The researchers found the cuts delivered wage gains that were “an order of magnitude below” what Trump officials predicted: about $750 per worker per year on average over the long run, compared to promises of $4,000 to $9,000 per worker.
The study is the first to use vast data from corporate tax filings to draw conclusions about the Tax Cuts and Jobs Act, which passed with only Republican support. Its findings could help shape debate on renewing parts of the law that are set to expire or have begun to phase out.
That includes a key provision targeting investment, which the authors identify as the most cost-effective corporate cut. That benefit, which allowed companies to immediately deduct investment spending from their income taxes, would be renewed as part of a bipartisan tax bill that passed the House in January.
It also challenges narratives about the bill on both sides of the aisle. Democrats have claimed the tax cuts only rewarded shareholders and did not help the economy. Republicans have called them a cost-free boon to the middle class. Both appear to have been wrong.
“The evidence that taxes matter for investment really is there,” Gabriel Chodorow-Reich, a Harvard economist and one of the paper’s authors, said in an interview. “And the evidence that corporate tax cuts are expensive also is there. They’re both just features of the data.”
Republicans passed the tax package in late 2017 on a party-line vote. The law included income-tax rate cuts and other benefits for individuals. But it was centered on cuts for corporations, including a reduction in the corporate income tax rate to 21 percent from a top rate of 35 percent.
For a limited time, it allowed companies to immediately deduct new investments from their income taxes, instead of deducting them over a period of several years. And it changed the way multinational companies were taxed, effectively reducing the rate many companies paid on income earned abroad.

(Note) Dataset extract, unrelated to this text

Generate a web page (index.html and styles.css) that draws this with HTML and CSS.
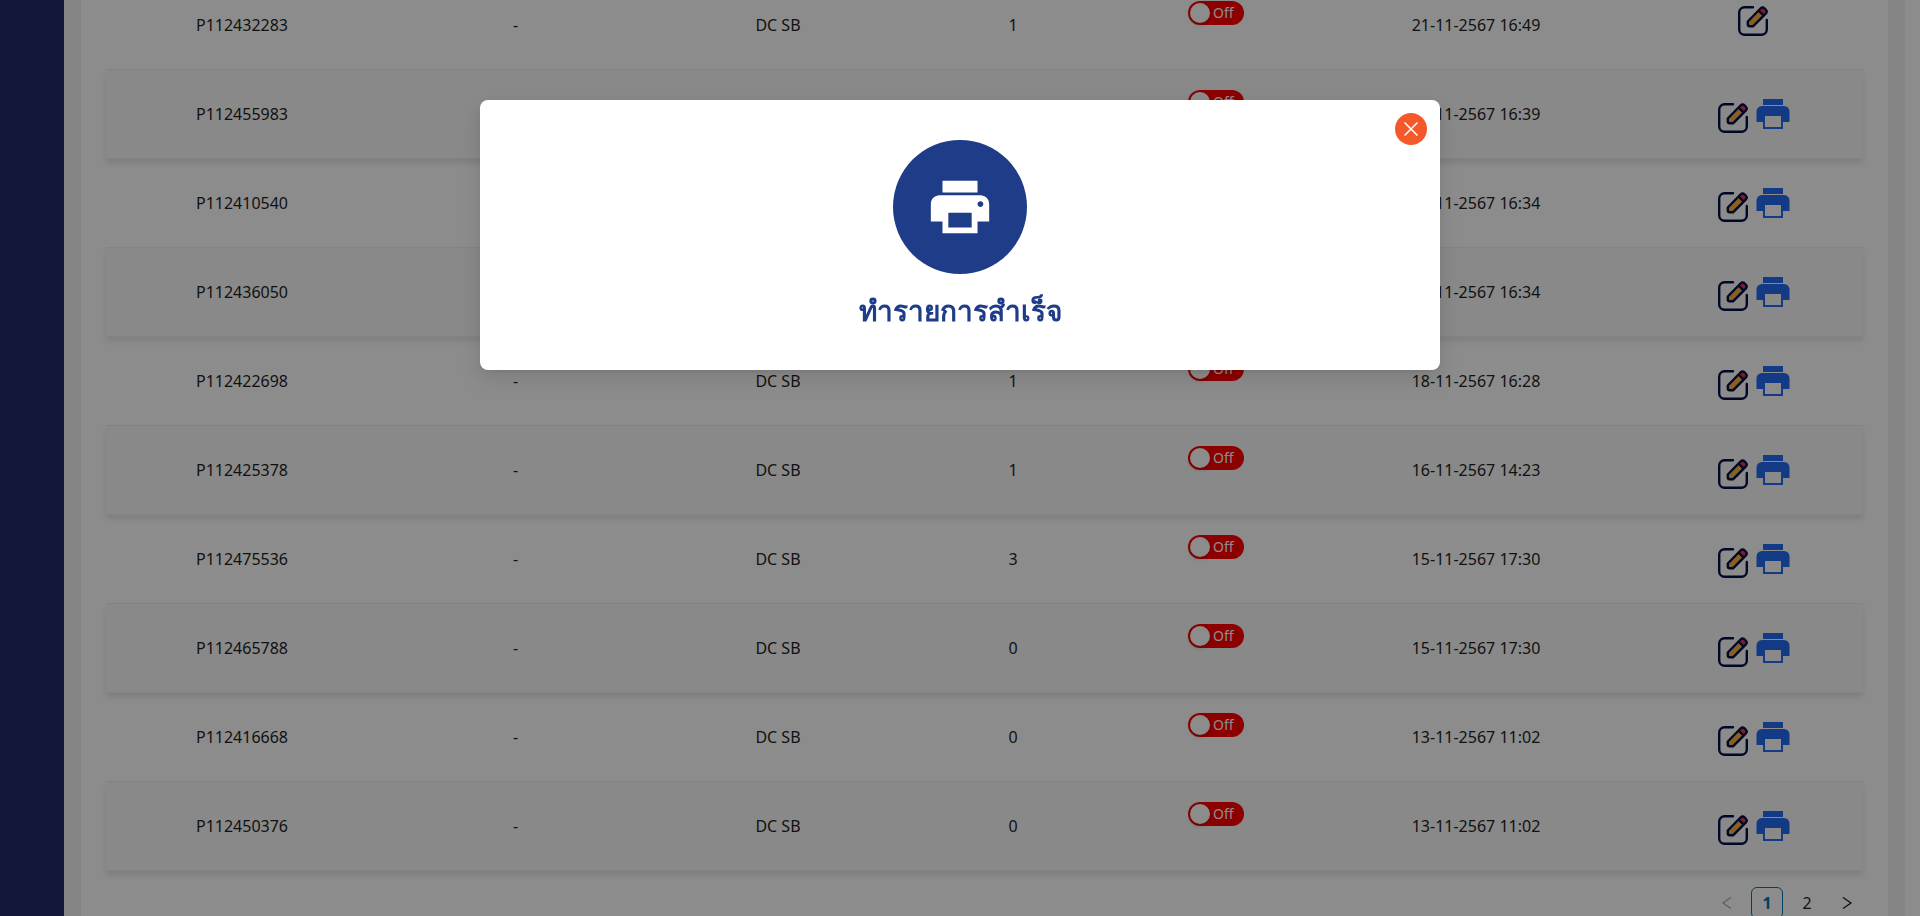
FILE: index.html
```html
<!DOCTYPE html>
<html lang="th">
<head>
<meta charset="utf-8">
<meta name="viewport" content="width=device-width, initial-scale=1">
<title>รายการ</title>
<link rel="stylesheet" href="styles.css">
</head>
<body>
<svg class="sprite" aria-hidden="true">
  <symbol id="i-edit" viewBox="0 0 30 30">
    <path d="M15 1.200H6.500A5.300 5.300 0 0 0 1.200 6.500v17a5.300 5.300 0 0 0 5.300 5.300h17a5.300 5.300 0 0 0 5.300-5.300V14" fill="none" stroke="#001048" stroke-width="2.400" stroke-linecap="round"/>
    <path d="M9.800 15.500 20.500 4.500l5.200 5.200L15 20.300h-3.200a2 2 0 0 1-2-2z" fill="#f8b040"/>
    <path d="m20.500 4.500 2-2a3 3 0 0 1 4.200 0l1 1a3 3 0 0 1 0 4.200l-2 2z" fill="#f0304c"/>
    <path d="M9.800 15.500 22.500 2.500a3 3 0 0 1 4.200 0l1 1a3 3 0 0 1 0 4.200L15 20.300h-3.200a2 2 0 0 1-2-2zM20.500 4.500l5.200 5.200" fill="none" stroke="#001048" stroke-width="2.400" stroke-linejoin="round"/>
  </symbol>
  <symbol id="i-print" viewBox="0 0 40 40">
    <path d="M10 5h20v6H10zM9 12h22a5.500 5.500 0 0 1 5.500 5.500V28H30v7H10v-7H3.500V17.500A5.500 5.500 0 0 1 9 12zm3 10v11h16V22z" fill="#236bf0" fill-rule="evenodd"/>
  </symbol>
</svg>
<div class="app">
  <aside class="sidebar"></aside>
  <main class="content">
    <section class="card">
      <table class="orders">
        <colgroup><col class="c-code"><col class="c-ref"><col class="c-site"><col class="c-count"><col class="c-state"><col class="c-date"><col class="c-act"></colgroup>
        <tbody>
          <tr><td>P112432283</td><td>-</td><td>DC SB</td><td>1</td><td><label class="switch"><input type="checkbox" role="switch"><span>Off</span></label></td><td>21-11-2567 16:49</td><td><div class="actions single"><button class="edit" aria-label="Edit"><svg><use href="#i-edit"/></svg></button></div></td></tr>
          <tr><td>P112455983</td><td>-</td><td>DC SB</td><td>1</td><td><label class="switch"><input type="checkbox" role="switch"><span>Off</span></label></td><td>18-11-2567 16:39</td><td><div class="actions"><button class="edit" aria-label="Edit"><svg><use href="#i-edit"/></svg></button><button class="print" aria-label="Print"><svg><use href="#i-print"/></svg></button></div></td></tr>
          <tr><td>P112410540</td><td>-</td><td>DC SB</td><td>1</td><td><label class="switch"><input type="checkbox" role="switch"><span>Off</span></label></td><td>18-11-2567 16:34</td><td><div class="actions"><button class="edit" aria-label="Edit"><svg><use href="#i-edit"/></svg></button><button class="print" aria-label="Print"><svg><use href="#i-print"/></svg></button></div></td></tr>
          <tr><td>P112436050</td><td>-</td><td>DC SB</td><td></td><td><label class="switch"><input type="checkbox" role="switch"><span>Off</span></label></td><td>18-11-2567 16:34</td><td><div class="actions"><button class="edit" aria-label="Edit"><svg><use href="#i-edit"/></svg></button><button class="print" aria-label="Print"><svg><use href="#i-print"/></svg></button></div></td></tr>
          <tr><td>P112422698</td><td>-</td><td>DC SB</td><td>1</td><td><label class="switch"><input type="checkbox" role="switch"><span>Off</span></label></td><td>18-11-2567 16:28</td><td><div class="actions"><button class="edit" aria-label="Edit"><svg><use href="#i-edit"/></svg></button><button class="print" aria-label="Print"><svg><use href="#i-print"/></svg></button></div></td></tr>
          <tr><td>P112425378</td><td>-</td><td>DC SB</td><td>1</td><td><label class="switch"><input type="checkbox" role="switch"><span>Off</span></label></td><td>16-11-2567 14:23</td><td><div class="actions"><button class="edit" aria-label="Edit"><svg><use href="#i-edit"/></svg></button><button class="print" aria-label="Print"><svg><use href="#i-print"/></svg></button></div></td></tr>
          <tr><td>P112475536</td><td>-</td><td>DC SB</td><td>3</td><td><label class="switch"><input type="checkbox" role="switch"><span>Off</span></label></td><td>15-11-2567 17:30</td><td><div class="actions"><button class="edit" aria-label="Edit"><svg><use href="#i-edit"/></svg></button><button class="print" aria-label="Print"><svg><use href="#i-print"/></svg></button></div></td></tr>
          <tr><td>P112465788</td><td>-</td><td>DC SB</td><td>0</td><td><label class="switch"><input type="checkbox" role="switch"><span>Off</span></label></td><td>15-11-2567 17:30</td><td><div class="actions"><button class="edit" aria-label="Edit"><svg><use href="#i-edit"/></svg></button><button class="print" aria-label="Print"><svg><use href="#i-print"/></svg></button></div></td></tr>
          <tr><td>P112416668</td><td>-</td><td>DC SB</td><td>0</td><td><label class="switch"><input type="checkbox" role="switch"><span>Off</span></label></td><td>13-11-2567 11:02</td><td><div class="actions"><button class="edit" aria-label="Edit"><svg><use href="#i-edit"/></svg></button><button class="print" aria-label="Print"><svg><use href="#i-print"/></svg></button></div></td></tr>
          <tr><td>P112450376</td><td>-</td><td>DC SB</td><td>0</td><td><label class="switch"><input type="checkbox" role="switch"><span>Off</span></label></td><td>13-11-2567 11:02</td><td><div class="actions"><button class="edit" aria-label="Edit"><svg><use href="#i-edit"/></svg></button><button class="print" aria-label="Print"><svg><use href="#i-print"/></svg></button></div></td></tr>
        </tbody>
      </table>
      <nav class="pager" aria-label="Pagination">
        <button disabled aria-label="Previous"><svg viewBox="0 0 12 12"><path d="M10 .5 2 6l8 5.500"/></svg></button>
        <button class="current" aria-current="page">1</button>
        <button>2</button>
        <button aria-label="Next"><svg viewBox="0 0 12 12"><path d="m2 .5 8 5.500-8 5.500"/></svg></button>
      </nav>
    </section>
  </main>
</div>
<div class="mask">
  <div class="modal" role="dialog" aria-modal="true" aria-labelledby="done">
    <button class="close" aria-label="Close"><svg viewBox="0 0 14 14"><path d="m.5.5 13 13M13.500.5l-13 13"/></svg></button>
    <div class="badge"><svg viewBox="0 0 24 24"><path d="M19 8H5c-1.660 0-3 1.340-3 3v6h4v4h12v-4h4v-6c0-1.660-1.340-3-3-3zm-3 11H8v-5h8v5zm3-7c-.55 0-1-.45-1-1s.45-1 1-1 1 .45 1 1-.45 1-1 1zm-1-9H6v4h12V3z"/></svg></div>
    <h2 id="done">ทำรายการสำเร็จ</h2>
  </div>
</div>
</body>
</html>
```
FILE: styles.css
```css
* { box-sizing: border-box; }
body {
  margin: 0;
  background: #fff;
  color: #1f1f1f;
  font: 16px/24px "Noto Sans", "Open Sans", sans-serif;
}
button {
  margin: 0;
  padding: 0;
  border: 0;
  background: none;
  font: inherit;
  color: inherit;
  cursor: pointer;
}
svg { display: block; }
.sprite { position: absolute; width: 0; height: 0; }

.app {
  display: flex;
  height: 100vh;
  padding-right: 15px;
  overflow: hidden;
}
.sidebar { flex: 0 0 64px; background: #1f2a68; }
.content {
  flex: 1;
  min-width: 0;
  padding: 0 16px;
  background: #f3f3f3;
}
.card {
  min-height: 100%;
  padding: 0 25px 24px;
  background: #fff;
  border: solid #f0f0f0;
  border-width: 0 1px;
}

.orders {
  width: 100%;
  margin-top: -19px;
  border-collapse: separate;
  border-spacing: 0;
  table-layout: fixed;
  text-align: center;
}
.c-code { width: 272px; }
.c-ref { width: 275px; }
.c-site { width: 250px; }
.c-count, .c-act { width: 220px; }
.c-state { width: 186px; }
.c-date { width: 334px; }
.orders td {
  height: 89px;
  padding: 0;
  border-bottom: 1px solid #f0f0f0;
}
.orders tr:nth-child(even) {
  background: #f9f9f9;
  box-shadow: 0 4px 6px rgba(0, 0, 0, .1);
}

.switch {
  display: flex;
  width: 56px;
  height: 24px;
  margin: 0 auto 24px;
  padding: 2px;
  gap: 3px;
  border-radius: 12px;
  background: #ff0000;
  color: #fff;
  font-size: 14px;
  line-height: 19px;
}
.switch input {
  appearance: none;
  width: 20px;
  height: 20px;
  margin: 0;
  border-radius: 50%;
  background: #fff;
  box-shadow: 0 2px 4px rgba(0, 35, 11, .2);
}

.actions {
  display: flex;
  justify-content: center;
  align-items: center;
}
.actions button {
  display: grid;
  place-items: center;
  width: 40px;
  height: 40px;
}
.edit { margin-top: 8px; }
.actions .edit { margin-top: 8px; }
.single .edit { margin: 0 0 8px; }
.edit svg { width: 30px; height: 30px; }
.print svg { width: 40px; height: 40px; }

.pager {
  display: flex;
  justify-content: flex-end;
  gap: 8px;
  margin-top: 16px;
}
.pager button {
  display: grid;
  place-items: center;
  width: 32px;
  height: 32px;
  border-radius: 6px;
}
.pager .current {
  border: 1px solid #0078b4;
  color: #0074b4;
  font-weight: 700;
}
.pager svg {
  width: 12px;
  height: 12px;
  fill: none;
  stroke: currentColor;
  stroke-width: 1.300;
}
.pager button:disabled { color: #b0b0b0; }

.mask {
  position: fixed;
  inset: 0;
  padding-top: 100px;
  background: rgba(0, 0, 0, .45);
}
.modal {
  position: relative;
  display: flex;
  flex-direction: column;
  align-items: center;
  width: 50%;
  margin: 0 auto;
  padding: 40px 24px;
  border-radius: 8px;
  background: #fff;
  box-shadow: 0 6px 16px rgba(0, 0, 0, .08), 0 3px 6px -4px rgba(0, 0, 0, .12), 0 9px 28px 8px rgba(0, 0, 0, .05);
}
.close {
  position: absolute;
  top: 13px;
  right: 13px;
  display: grid;
  place-items: center;
  width: 32px;
  height: 32px;
  border-radius: 50%;
  background: #f5592b;
}
.close svg {
  width: 14px;
  height: 14px;
  fill: none;
  stroke: #fff;
  stroke-width: 1.500;
}
.badge {
  display: grid;
  place-items: center;
  width: 134px;
  height: 134px;
  border-radius: 50%;
  background: #1e3c87;
}
.badge svg { width: 70px; height: 70px; fill: #fff; }
.modal h2 {
  margin: 16px 0 0;
  color: #1e3c87;
  font-size: 28px;
  line-height: 40px;
  font-weight: 700;
}
```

Republicans said those incentives would trigger increased investment and economic growth in the United States, which would lift workers’ take-home pay.
Measuring the truth of those claims has been difficult. In the years after the law passed, investment grew, but at roughly the same rate as it had in the years before its passage. That trend could be deceptive; investment growth might have slowed if not for the law. So the authors of the new paper — Mr. Chodorow-Reich, Matthew Smith of Treasury, Owen Zidar of Princeton and Erik Zwick of Chicago — constructed a more exact study.
The researchers drew on anonymous data from 12,000 corporate tax returns from before and after the law passed, along with a new model of global investment behavior, to estimate how the law’s corporate provisions influenced businesses. They found corporations that benefited from the law increased investment significantly more than those that did not.
Both the reduction in the corporate tax rate and the ability to immediately write off all domestic investments spurred more investment. But the researchers found the immediate expensing was a far more efficient incentive and came at a lower cost to taxpayers. That’s because it rewarded firms for making new investments instead of reducing their taxes on profits earned from investments made long ago.
“It has a bigger bang for the buck,” Mr. Zwick said.
The researchers also found that reducing taxes on income earned abroad boosted multinational firms’ investments overseas as well as in the United States. They said that could be because companies’ spending in other countries, like to improve supply chains, could create new efficiencies or free up more money to spend at home.
Total additional investment helped to increase the size of the economy by about 0.1 percentage points a year, which translates to a long-run increase in average wages of about $750, the researchers conclude. Both are well below Trump administration forecasts.
The study also contradicts conservatives’ claims that increased growth from the law would fully offset federal revenue lost from lower corporate tax burdens, by spurring additional individual income and corporate profits that would be subject to federal taxes. It suggests that over the course of a decade, the law will have reduced corporate tax revenues by 40 percent. In the long run, the reduction is slightly smaller: about one-third.
The economists did not analyze the individual tax cuts, including a large cut for owners of certain businesses, like law firms, who pay individual income taxes on their share of the business profits. Those cuts reduced taxes for a wide range of American workers, but even conservative proponents of the law rarely claimed they would increase investment.
Republicans set many of the individual cuts to expire at the end of next year, in order to hold down the budgetary cost of the 2017 law. Whether to renew them, all or in part, will be an immediate challenge for either President Biden, if he wins re-election in November, or Mr. Trump, if he is successful in returning to the White House.
Congress is already wrestling with whether to renew the immediate expensing provision, which began to phase out last year. A bipartisan bill to extend it by two years, coupled with a temporary increase in the generosity of a tax credit for parents, passed the House earlier this year but has stalled in the Senate.
Mr. Zidar said in an interview that the new study suggests a possible compromise for lawmakers looking to most efficiently spur investment without further inflaming the budget deficit: extend the expensing provision, but pay for it by raising the corporate rate.